In Alabama, school starts in early August these days. That means that this week and next week, teachers are putting their flip flops away and are returning to their classrooms to get things ready for another school year. Jake is one of those teachers, and he is having to take a break from the Newberys for a while .This means I (Benji) will be traveling the Newbery trail alone for a bit. While this is sad news, it also gives me a bit of an opportunity to catch up. About a year ago, Jake had read about 30 more Newbery winners than I had, this summer, I managed to pull within 10 titles. Hopefully, by the time Jake returns to the challenge, I’ll be even with or ahead of him.

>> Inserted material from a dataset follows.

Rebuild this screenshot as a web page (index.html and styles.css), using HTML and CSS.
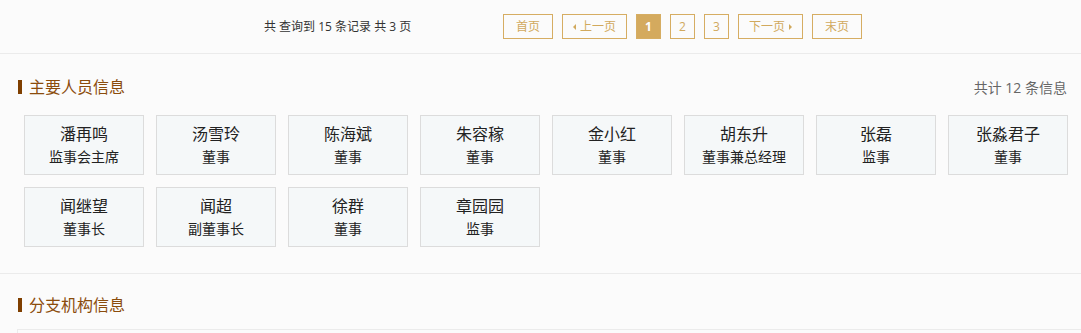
FILE: index.html
```html
<!DOCTYPE html>
<html lang="zh-CN">
<head>
<meta charset="utf-8">
<link rel="stylesheet" href="styles.css">
</head>
<body>
<div class="pager">
  <span class="pager-info">共 查询到 15 条记录 共 3 页</span>
  <div class="pager-btns">
    <a class="pbtn w50">首页</a>
    <a class="pbtn w65"><span class="tri tri-l"></span>上一页</a>
    <a class="pbtn w25 active">1</a>
    <a class="pbtn w25">2</a>
    <a class="pbtn w25">3</a>
    <a class="pbtn w65">下一页<span class="tri tri-r"></span></a>
    <a class="pbtn w50">末页</a>
  </div>
</div>

<section class="sec sec-people">
  <div class="sec-head">
    <h2 class="sec-title">主要人员信息</h2>
    <span class="sec-count">共计 12 条信息</span>
  </div>
  <div class="cards">
    <div class="card"><div class="name">潘再鸣</div><div class="role">监事会主席</div></div>
    <div class="card"><div class="name">汤雪玲</div><div class="role">董事</div></div>
    <div class="card"><div class="name">陈海斌</div><div class="role">董事</div></div>
    <div class="card"><div class="name">朱容稼</div><div class="role">董事</div></div>
    <div class="card"><div class="name">金小红</div><div class="role">董事</div></div>
    <div class="card"><div class="name">胡东升</div><div class="role">董事兼总经理</div></div>
    <div class="card"><div class="name">张磊</div><div class="role">监事</div></div>
    <div class="card"><div class="name">张淼君子</div><div class="role">董事</div></div>
    <div class="card"><div class="name">闻继望</div><div class="role">董事长</div></div>
    <div class="card"><div class="name">闻超</div><div class="role">副董事长</div></div>
    <div class="card"><div class="name">徐群</div><div class="role">董事</div></div>
    <div class="card"><div class="name">章园园</div><div class="role">监事</div></div>
  </div>
</section>

<section class="sec sec-branch">
  <div class="sec-head">
    <h2 class="sec-title">分支机构信息</h2>
  </div>
  <div class="branch-box"></div>
</section>
</body>
</html>
```

FILE: styles.css
```css
html, body {
  margin: 0;
  padding: 0;
  background: #fbfbfb;
  font-family: "Open Sans", "Noto Sans CJK SC", sans-serif;
  color: #333;
  overflow: hidden;
}

.pager {
  height: 53px;
  border-bottom: 1px solid #ebebeb;
  display: flex;
  align-items: flex-start;
  padding-left: 264px;
}
.pager-info {
  font-size: 12px;
  line-height: 25px;
  margin-top: 14px;
  color: #333;
  width: 239px;
}
.pager-btns {
  display: flex;
  gap: 9px;
  margin-top: 14px;
}
.pbtn {
  box-sizing: border-box;
  height: 25px;
  border: 1px solid #d6ad62;
  color: #d1a95d;
  font-size: 12px;
  line-height: 23px;
  text-align: center;
  display: flex;
  align-items: center;
  justify-content: center;
  gap: 4px;
  cursor: pointer;
}
.w50 { width: 50px; }
.w65 { width: 65px; }
.w25 { width: 25px; }
.pbtn.active {
  background: #d4aa5e;
  color: #fff;
  font-weight: bold;
}
.tri {
  width: 0;
  height: 0;
  border-top: 3px solid transparent;
  border-bottom: 3px solid transparent;
}
.tri-l { border-right: 3px solid #d1a95d; }
.tri-r { border-left: 3px solid #d1a95d; }

.sec {
  border-bottom: 1px solid #ebebeb;
}
.sec-people {
  padding: 24px 0 26px 0;
}
.sec-head {
  display: flex;
  align-items: center;
  justify-content: space-between;
  padding: 0 14px 0 18px;
  height: 18px;
}
.sec-title {
  margin: 0;
  font-size: 16px;
  font-weight: normal;
  color: #8b4c0c;
  line-height: 18px;
  display: flex;
  align-items: center;
}
.sec-title::before {
  content: "";
  width: 4px;
  height: 14px;
  background: #7f3f00;
  margin-right: 7px;
}
.sec-count {
  font-size: 14px;
  color: #666;
}

.cards {
  display: grid;
  grid-template-columns: repeat(8, 120px);
  grid-auto-rows: 60px;
  gap: 12px;
  margin: 19px 0 0 24px;
}
.card {
  box-sizing: border-box;
  background: #f5f8f9;
  border: 1px solid #dcdcdc;
  text-align: center;
  padding-top: 7px;
}
.name {
  font-size: 16px;
  line-height: 22px;
  color: #222;
}
.role {
  font-size: 14px;
  line-height: 20px;
  margin-top: 2px;
  color: #222;
}

.sec-branch {
  border-bottom: none;
  padding-top: 22px;
}
.branch-box {
  margin: 15px 0 0 17px;
  height: 40px;
  border-top: 1px solid #ebebeb;
  border-left: 1px solid #ebebeb;
}
```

This week, I read Young Fu, the 1933 winner, and I have to admit that when I first picked it up off of the shelf in my school library, I muttered an unrepeatable word under my breath. Not only was it another Newbery set in the Far East (the previous winners set in Asia were usualy boring, and sometimes a bit racist) but it was a thick, heavy book. Luckily though, the size was misleading. The way it was printed makes it look like a 500-600 page novel, but in reality it was really about 250 pages. For me the story was absolutely charming. I loved Young Fu, as a character and I was totally absorbed into his adventures in Chungking. His journey from boyhood to manhood made for a good story. I feel like the Elizabeth Foreman Lewis had a good grasp of Chinese culture. I didn’t find the book racist or condescending at all.

This probably would have been a three Newbery pie book, but since it surpassed my expectations, and eased my dread, I happily give it four.